Vous ne signerez donc pas l’avenant rémunération en l’état ?
Non, je ne signerai pas la réforme avec une révision de la marge dégressive lissée (MDL) telle qu’elle est envisagée aujourd’hui. Nous voulons renégocier ce point. Mais ce n’est pas facile, car le gouvernement et le syndicat majoritaire** poussent pour geler la situation.
Vous aviez fixé comme préalable à la réforme de la rémunération la finalisation des négociations sur les remises génériques. Où en est ce dossier ?
Nous avons été reçus la semaine dernière par le ministère de la Santé pour évoquer ce point. Et pour l’USPO, c’est clair, le taux de remises sur les génériques doit être le plus élevé possible, c’est-à-dire de 50 %. Nous avions demandé un déplafonnement total des remises, ce qui n’a pas été retenu. Nous souhaitons désormais que ce taux soit le plus haut possible. Car en dessous de 50 %, les pharmaciens perdront de l’économie, alors même qu’ils sont les principaux acteurs du développement du générique en France. Et grâce à leur engagement dans la substitution, les dépenses liées au poste médicament sont aujourd’hui maîtrisées. Cet arrêté doit sortir très vite pour clarifier les règles pour cette année.
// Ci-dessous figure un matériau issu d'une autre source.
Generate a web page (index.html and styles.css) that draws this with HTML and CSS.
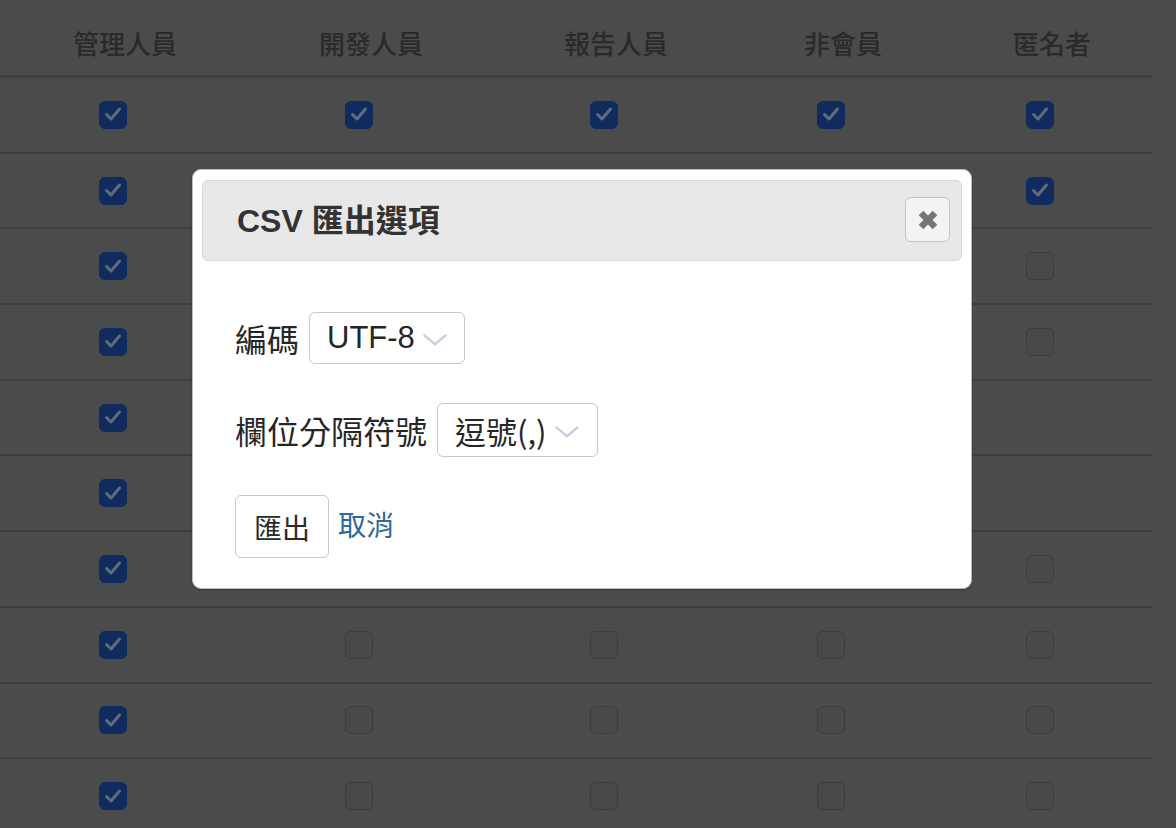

La suppression de la vignette pharmaceutique prévue le 1er juillet 2014 est un autre sujet qui vous inquiète…
Tout à fait. Nous venons de recevoir le projet d’arrêté entérinant cette suppression. Il prévoit de nouvelles règles pour l’écoulement des stocks qui serait fixé, pour l’ensemble des spécialités, à 30 jours, sans distinction pour les génériques ou les grands conditionnements. Ce n’est pas acceptable pour nous. D’autant qu’un autre projet d’arrêté est dans les tuyaux : il concerne l’inscription sur les boîtes de médicaments de la mention SMR faible ou insuffisant. Et dans les prochaines semaines, un autre débat va s’ouvrir sur la dispensation à l’unité des antibiotiques, que nous refusons en bloc. Les pharmaciens n’en veulent pas. Pour nous, la coupe est pleine.
**La Fédération des syndicats pharmaceutiques de France (FSPF).